Sur l’échiquier politique, le rêve se décline également par
rapport aux convictions de chaque idéologie.
Néanmoins, on peut en catégoriser quatre prédominants
correspondant aux quatre idéologies qui dominent la vie politique du pays.
D’ailleurs, à l’occasion de cette présidentielle, ces
dernières se sont affrontées lors des primaires avec les quatre candidats principaux,
Donald Trump (populiste démagogue de droite) et Ted Cruz (extrémiste de droite)
du côté républicain, Hillary Clinton (centriste) et Bernie Sanders (populiste
démagogue de gauche) du côté démocrate.
Pour schématiser, on peut les caractériser comme suit:
- Le rêve de Trump est celui de la réussite personnelle et
de l’individu égoïste;
- Le rêve de Cruz est celui d’une nation fondée sur les
valeurs chrétiennes conservatrices;
- Le rêve de Clinton est celui d’un pays des opportunités et
de la solidarité;
- Le rêve de Sanders est celui de l’égalitarisme.
Le rêve de Trump l’a emporté chez les républicains et celui
de Clinton chez les démocrates.
D’une certaine manière, c’est dans la normalité puisque les
rêves proposés par les deux candidats en lice pour l’élection du 8 novembre prévalent
dans la société américaine depuis la fondation de la nation (encore que celui
de Trump soit une version extrémiste de la réussite personnelle et du rejet de
l’autre) même si les rêves proposés par Cruz et Sanders ont toujours existé
mais le plus souvent en retrait par rapport à ceux-ci.
Pour autant, est-ce que la question des rêves sera aussi prégnante
lors de cette élection qu’elle l’a été lors ces précédentes, notamment en 2008
et 2012 lors des victoires de Barack Obama?
Il semble, pour l’instant, que la focalisation sur les
personnalités des deux finalistes, surtout sur la capacité de Trump à occuper
le fauteuil du bureau ovale de la Maison blanche, l’emportent sur la vision du Rêve
américain comme élément déterminant.
Néanmoins, elle sera un élément important car ce sont bien
deux manières de voir les Etats-Unis qui s’opposent même si du côté républicain
il s’agit avec Trump d’un dévoiement certain, du rêve que le parti de Lincoln
et de Theodore Roosevelt ont défendu et promu (même si, à leurs époques
respectives, le concept n’était pas encore défini sous cette appellation).

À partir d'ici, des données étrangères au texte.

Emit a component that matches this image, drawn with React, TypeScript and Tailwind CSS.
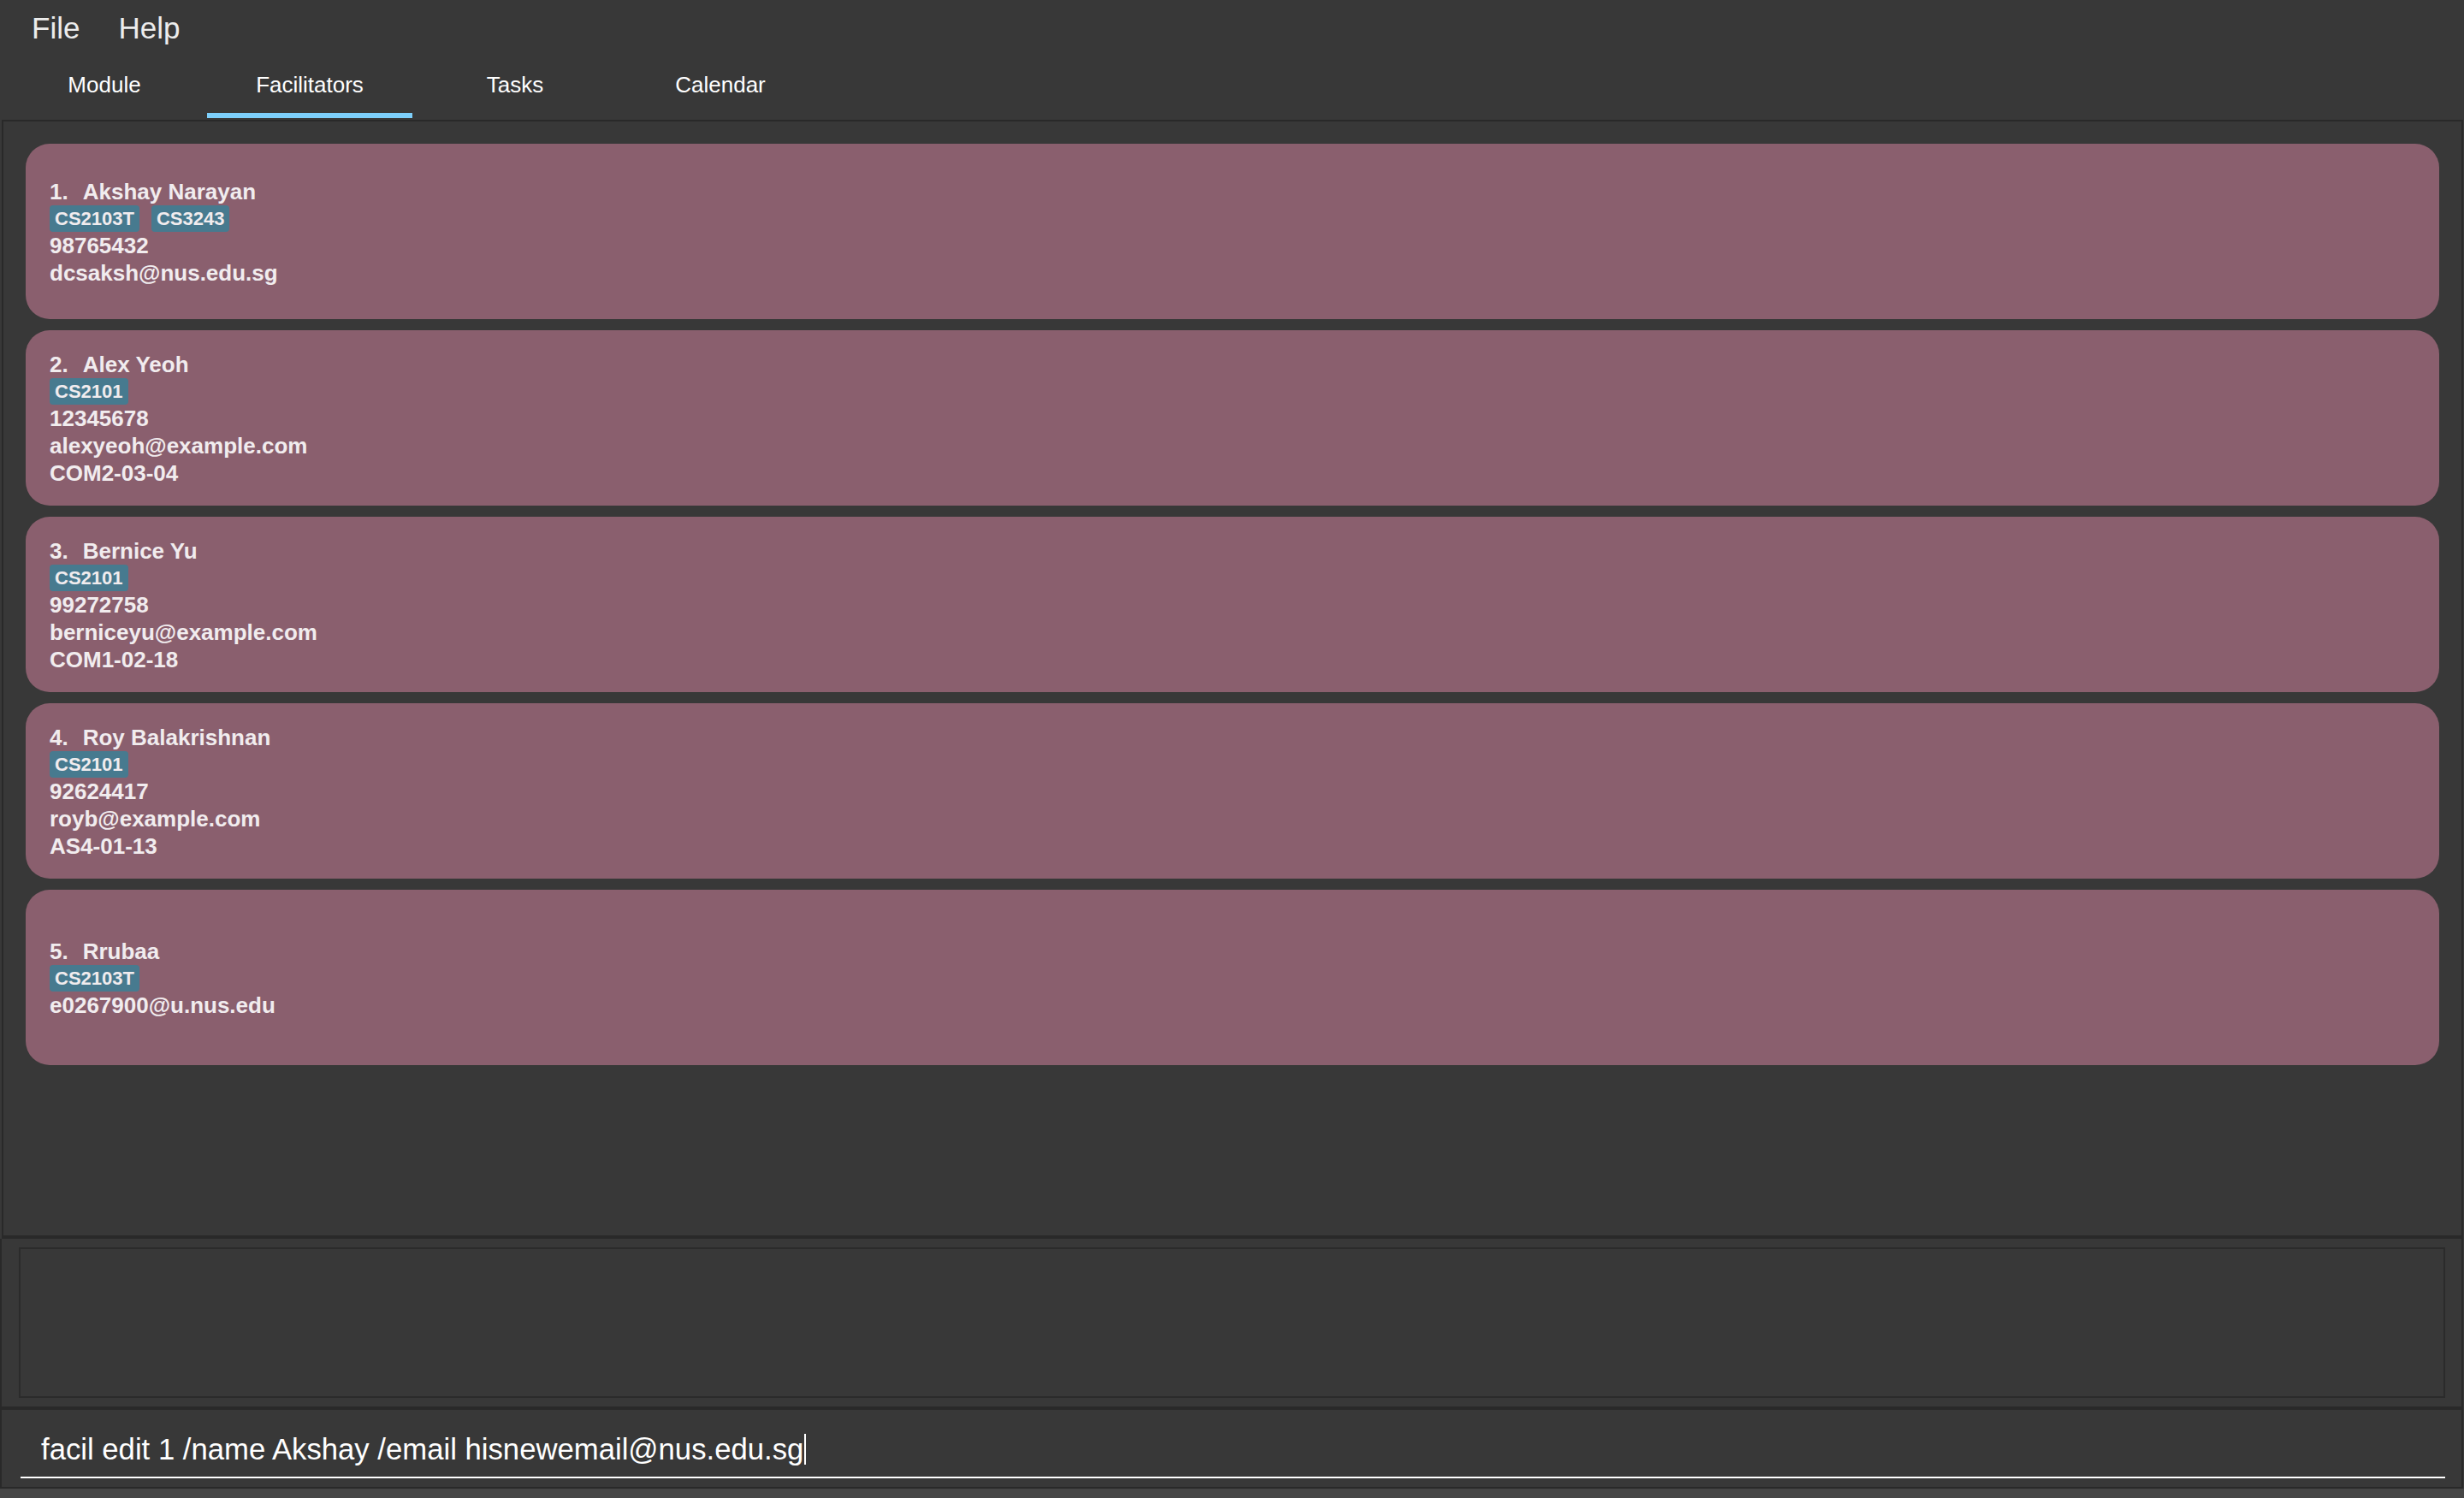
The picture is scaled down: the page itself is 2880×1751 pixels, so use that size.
import React from 'react'

type Facil = {
  name: string
  tags: string[]
  phone?: string
  email?: string
  office?: string
}

const facils: Facil[] = [
  { name: 'Akshay Narayan', tags: ['CS2103T', 'CS3243'], phone: '98765432', email: 'dcsaksh@nus.edu.sg' },
  { name: 'Alex Yeoh', tags: ['CS2101'], phone: '12345678', email: 'alexyeoh@example.com', office: 'COM2-03-04' },
  { name: 'Bernice Yu', tags: ['CS2101'], phone: '99272758', email: 'berniceyu@example.com', office: 'COM1-02-18' },
  { name: 'Roy Balakrishnan', tags: ['CS2101'], phone: '92624417', email: 'royb@example.com', office: 'AS4-01-13' },
  { name: 'Rrubaa', tags: ['CS2103T'], email: 'e0267900@u.nus.edu' },
]

const tabs = ['Module', 'Facilitators', 'Tasks', 'Calendar']

function FacilCard({ facil, index }: { facil: Facil; index: number }) {
  return (
    <div className="h-[205px] shrink-0 rounded-[28px] bg-[#8a5f6e] flex flex-col justify-center pl-[28px] pt-[2px] text-[#f1ecee] font-bold text-[26px] leading-[32px]">
      <div className="flex gap-[17px]">
        <span>{index + 1}.</span>
        <span>{facil.name}</span>
      </div>
      <div className="flex gap-[14px]">
        {facil.tags.map(tag => (
          <span key={tag} className="h-[31px] px-[6px] rounded-[4px] bg-[#477a8f] text-[22px] leading-[31px]">
            {tag}
          </span>
        ))}
      </div>
      {facil.phone && <div>{facil.phone}</div>}
      {facil.email && <div>{facil.email}</div>}
      {facil.office && <div>{facil.office}</div>}
    </div>
  )
}

export default function App() {
  return (
    <div
      className="w-[2880px] h-[1751px] bg-[#383838] flex flex-col overflow-hidden text-white"
      style={{ fontFamily: '"Liberation Sans", Arial, sans-serif' }}
    >
      {/* menu bar */}
      <div className="h-[66px] shrink-0 flex items-start pt-[13px] pl-[37px] gap-[45px] text-[35px] leading-[40px] text-[#ececec]">
        <span>File</span>
        <span>Help</span>
      </div>

      {/* tabs */}
      <div className="h-[74px] shrink-0 flex pl-[2px]">
        {tabs.map(tab => (
          <div key={tab} className="w-[240px] h-[72px] flex flex-col items-center pt-[18px]">
            <span className="text-[26px] leading-[30px]">{tab}</span>
            <div className={tab === 'Facilitators' ? 'mt-auto h-[6px] w-full bg-[#7dcffa]' : 'mt-auto h-[6px] w-full'} />
          </div>
        ))}
      </div>

      {/* facilitator list */}
      <div className="h-[1308px] shrink-0 ml-[2px] mr-px border-t-2 border-x-2 border-b-4 border-[#292929] px-[26px] pt-[26px] flex flex-col gap-[13px]">
        {facils.map((f, i) => (
          <FacilCard key={f.name} facil={f} index={i} />
        ))}
      </div>

      {/* result display */}
      <div className="h-[200px] shrink-0 mr-px border-x-2 border-b-4 border-[#292929] pl-[20px] pr-[19px] py-[10px]">
        <div className="h-full border-2 border-[#2b2b2b]" />
      </div>

      {/* command box */}
      <div className="h-[92px] shrink-0 mr-px border-x-2 border-b-2 border-[#292929] pl-[22px] pr-[19px] pt-[26px]">
        <div className="pl-[24px] h-[40px] flex items-center text-[34.7px] leading-[40px] text-white">
          <span>facil edit 1 /name Akshay /email hisnewemail@nus.edu.sg</span>
          <span className="inline-block w-[2px] h-[36px] bg-white ml-[1px]" />
        </div>
        <div className="mt-[12px] h-[2px] bg-white" />
      </div>

      <div className="flex-1 bg-[#464646]" />
    </div>
  )
}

Ce qu’est le Rêve américain
Le Rêve américain demeure le
concept le plus emblématique de ce que recouvrent les Etats-Unis à la fois
comme pays, comme nation et comme idéal.
Des premiers pèlerins qui
accostèrent sur les côtes du Massachussetts au XVII° siècle aux illégaux
sud-américains qui traversent quotidiennement la frontière entre le Mexique et
les Etats-Unis en passant par tous les Européens qui débarquèrent à Ellis
Island, tous ceux qui ont décidé un jour de partir pour cette terre promise
moderne le recherchaient.
Comme cela reste le cas de tous
les Américains d’aujourd’hui, descendants des uns et des autres.
On peut le qualifier
lapidairement par la formule «avoir une vie meilleure».

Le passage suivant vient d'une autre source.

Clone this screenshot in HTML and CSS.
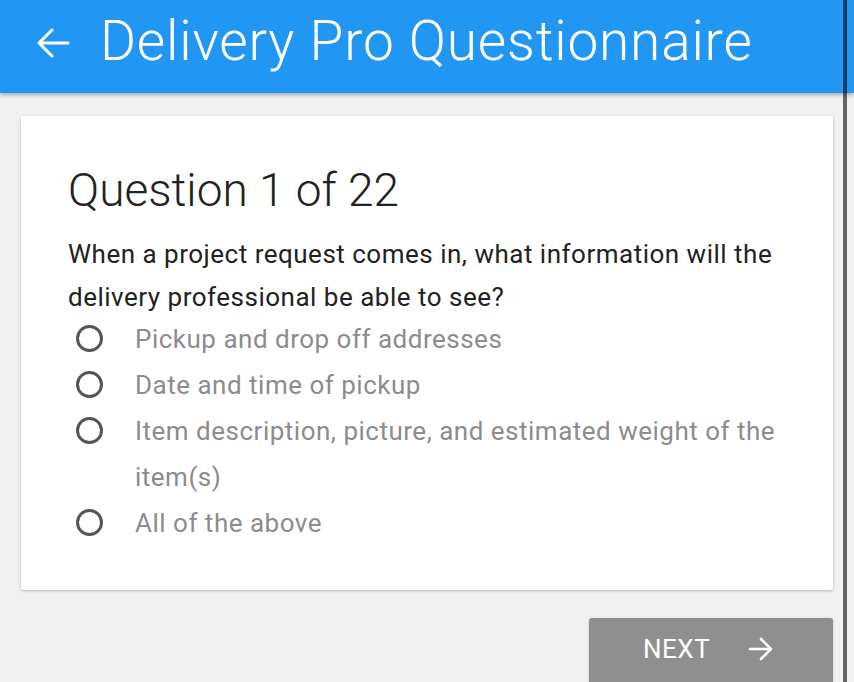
FILE: index.html
```html
<!DOCTYPE html>
<html>
<head>
<meta charset="utf-8">
<link rel="stylesheet" href="styles.css">
</head>
<body>
<header class="appbar">
  <svg class="back" width="36" height="36" viewBox="0 0 36 36">
    <path d="M33 18H4M17 5L4 18l13 13" fill="none" stroke="#fff" stroke-width="3" stroke-linecap="round" stroke-linejoin="round"/>
  </svg>
  <h1 class="title">Delivery Pro Questionnaire</h1>
</header>
<main class="content">
  <section class="card">
    <h2 class="qnum">Question 1 of 22</h2>
    <p class="qtext">When a project request comes in, what information will the delivery professional be able to see?</p>
    <ul class="options">
      <li class="option"><span class="radio"></span><span class="label">Pickup and drop off addresses</span></li>
      <li class="option"><span class="radio"></span><span class="label">Date and time of pickup</span></li>
      <li class="option"><span class="radio"></span><span class="label">Item description, picture, and estimated weight of the item(s)</span></li>
      <li class="option"><span class="radio"></span><span class="label">All of the above</span></li>
    </ul>
  </section>
  <div class="actions">
    <button class="next">NEXT
      <svg class="next-arrow" width="26" height="26" viewBox="0 0 26 26">
        <path d="M2 13h21M13 3l10 10-10 10" fill="none" stroke="#fff" stroke-width="2.6" stroke-linecap="round" stroke-linejoin="round"/>
      </svg>
    </button>
  </div>
</main>
<div class="edge"></div>
</body>
</html>
```
FILE: styles.css
```css
html, body {
  margin: 0;
  padding: 0;
}
body {
  background: #f1f1f1;
  font-family: Roboto, "Liberation Sans", sans-serif;
  width: 854px;
  height: 682px;
  overflow: hidden;
  position: relative;
}
.appbar {
  height: 93px;
  background: #2196f3;
  display: flex;
  align-items: center;
  box-shadow: 0 2px 4px rgba(0,0,0,0.3);
  position: relative;
  z-index: 1;
}
.back {
  margin-left: 35px;
  margin-top: -8px;
}
.title {
  margin: -12px 0 0 29px;
  font-weight: 300;
  font-size: 55px;
  color: #fff;
  letter-spacing: 0.8px;
}
.content {
  padding: 23px 21px 0 21px;
}
.card {
  background: #fff;
  box-shadow: 0 1px 3px rgba(0,0,0,0.25);
  border-radius: 2px;
  padding: 48px 47px 44px 47px;
}
.qnum {
  margin: 0;
  font-weight: 300;
  font-size: 46px;
  line-height: 52px;
  color: #222;
}
.qtext {
  margin: 17px 0 0 0;
  font-size: 26px;
  letter-spacing: 0.5px;
  line-height: 43px;
  color: #222;
}
.options {
  list-style: none;
  margin: -3px 0 0 0;
  padding: 0;
}
.option {
  display: flex;
  align-items: flex-start;
  font-size: 26px;
  letter-spacing: 0.5px;
  line-height: 46px;
  color: #8c8c8c;
}
.radio {
  flex: none;
  width: 21px;
  height: 21px;
  border: 3.5px solid #555;
  border-radius: 50%;
  margin: 9px 0 0 8px;
}
.label {
  margin-left: 32px;
}
.actions {
  display: flex;
  justify-content: flex-end;
  margin-top: 28px;
}
.next {
  width: 244px;
  height: 66px;
  border: none;
  border-radius: 3px;
  background: #8f8f8f;
  color: #fff;
  font-family: Roboto, "Liberation Sans", sans-serif;
  font-size: 26px;
  letter-spacing: 0.5px;
  display: flex;
  align-items: center;
  padding: 0 0 4px 54px;
  margin-bottom: -20px;
  box-shadow: 0 1px 3px rgba(0,0,0,0.2);
}
.next-arrow {
  margin-left: 38px;
}
.edge {
  position: absolute;
  top: 0;
  bottom: 0;
  left: 843px;
  width: 4px;
  background: rgba(0,0,0,0.58);
  z-index: 2;
}
```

C’est à la fois concis et précis
mais ne donne aucunement la dimension multiple qu’il a toujours eue.
On peut même affirmer que chacun
des Américains, plus, chacun de nous, habitants de la planète, a son propre
«rêve américain».
Ce qui fait qu’il est «américain»
depuis plus de deux siècles, vient de cette croyance qu’il est possible de le
réaliser aux Etats-Unis et pas ailleurs, ce pays où même la Constitution
reconnaît à tout citoyen le droit à «la poursuite du bonheur».

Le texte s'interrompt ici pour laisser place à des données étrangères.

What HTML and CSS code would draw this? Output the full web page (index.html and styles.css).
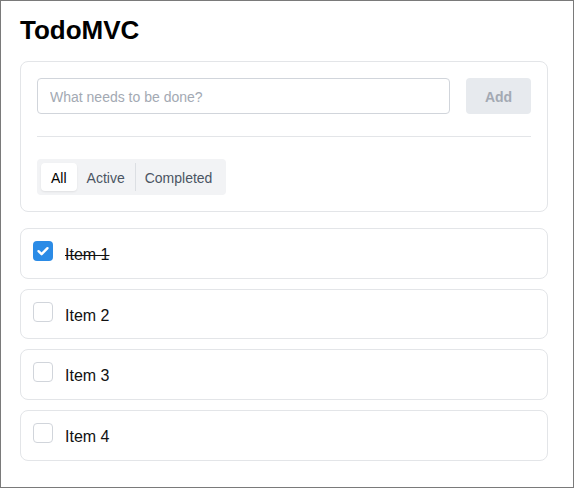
FILE: index.html
```html
<!DOCTYPE html>
<html>
<head>
<meta charset="utf-8">
<link rel="stylesheet" href="styles.css">
</head>
<body>
<div class="frame">
  <h1 class="title">TodoMVC</h1>
  <section class="panel">
    <div class="entry">
      <input class="entry-input" type="text" placeholder="What needs to be done?">
      <button class="entry-add">Add</button>
    </div>
    <hr class="divider">
    <div class="filters">
      <button class="filter filter-active">All</button>
      <button class="filter">Active</button>
      <button class="filter filter-sep">Completed</button>
    </div>
  </section>
  <ul class="list">
    <li class="item">
      <span class="check check-on">
        <svg viewBox="0 0 20 20" width="20" height="20"><path d="M5.5 10.2 L8.6 13.2 L14.5 7.2" fill="none" stroke="#fff" stroke-width="2.4" stroke-linecap="round" stroke-linejoin="round"/></svg>
      </span>
      <span class="label label-done">Item 1</span>
    </li>
    <li class="item">
      <span class="check"></span>
      <span class="label">Item 2</span>
    </li>
    <li class="item">
      <span class="check"></span>
      <span class="label">Item 3</span>
    </li>
    <li class="item">
      <span class="check"></span>
      <span class="label">Item 4</span>
    </li>
  </ul>
</div>
</body>
</html>
```
FILE: styles.css
```css
html, body {
  margin: 0;
  padding: 0;
  background: #fff;
}
body {
  font-family: "Liberation Sans", Arial, sans-serif;
  color: #111;
}
.frame {
  box-sizing: border-box;
  width: 574px;
  height: 488px;
  border: 1px solid #7a7a7a;
  padding: 15px 19px 0;
  overflow: hidden;
}
.title {
  margin: 0 0 16px;
  font-size: 26px;
  line-height: 29px;
  font-weight: 700;
  color: #000;
}
.panel {
  box-sizing: border-box;
  width: 528px;
  border: 1px solid #e3e5e8;
  border-radius: 8px;
  padding: 16px;
}
.entry {
  display: flex;
  gap: 16px;
}
.entry-input {
  flex: 1;
  box-sizing: border-box;
  height: 36px;
  margin: 0;
  padding: 1px 12px 0;
  border: 1px solid #d1d5db;
  border-radius: 4px;
  font-family: inherit;
  font-size: 14px;
  color: #111;
  outline: none;
}
.entry-input::placeholder {
  color: #a3a9b3;
}
.entry-add {
  box-sizing: border-box;
  width: 65px;
  height: 36px;
  margin: 0;
  padding: 2px 0 0;
  border: none;
  border-radius: 4px;
  background: #e7eaee;
  color: #a3a9b3;
  font-family: inherit;
  font-size: 14px;
  font-weight: 700;
}
.divider {
  margin: 22px 0;
  border: none;
  border-top: 1px solid #e3e5e8;
  height: 0;
}
.filters {
  display: inline-flex;
  padding: 4px;
  background: #f2f3f5;
  border-radius: 4px;
}
.filter {
  box-sizing: border-box;
  height: 28px;
  margin: 0;
  padding: 2px 10px 0;
  border: none;
  background: transparent;
  font-family: inherit;
  font-size: 14px;
  color: #4b5563;
  border-radius: 4px;
}
.filter-active {
  background: #fff;
  color: #000;
  box-shadow: 0 1px 2px rgba(0, 0, 0, 0.08);
}
.filter-sep {
  border-left: 1px solid #dcdfe3;
  border-radius: 0;
  padding-left: 9px;
}
.list {
  list-style: none;
  margin: 16px 0 0;
  padding: 0;
  width: 528px;
  display: flex;
  flex-direction: column;
  gap: 10px;
}
.item {
  box-sizing: border-box;
  height: 50.67px;
  display: flex;
  align-items: flex-start;
  gap: 12px;
  padding: 12px 12px 0;
  border: 1px solid #e3e5e8;
  border-radius: 8px;
  background: #fff;
}
.check {
  box-sizing: border-box;
  width: 20px;
  height: 20px;
  border: 1px solid #d1d5db;
  border-radius: 4px;
  flex: none;
  display: block;
}
.check svg {
  display: block;
}
.check-on {
  border: none;
  background: #2b8be6;
}
.label {
  font-size: 16px;
  line-height: 28px;
  color: #111;
}
.label-done {
  text-decoration: line-through;
}
```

Jusqu’il y a quelques années, il
pouvait se décliner en deux grandes réussites sociales.
D’un côté, il y avait ceux qui
parvenaient à faire partie de la classe moyenne en acquérant une certaine
aisance et dont les enfants se voyaient offrir les opportunités leur permettant
d’avoir une vie encore meilleure que celle de leurs parents.
De l’autre, il y avait ceux qui,
grâce à leur talent et leur travail, parvenaient en haut de l’échelle sociale,
parfois en étant partis de rien, possédant des fortunes qui se comptaient en
millions voire en milliards de dollars.
Bon an mal an, elles coexistaient
grâce à une croissance soutenue mais également par une sorte de consensus
bipartisan entre les démocrates et les républicains.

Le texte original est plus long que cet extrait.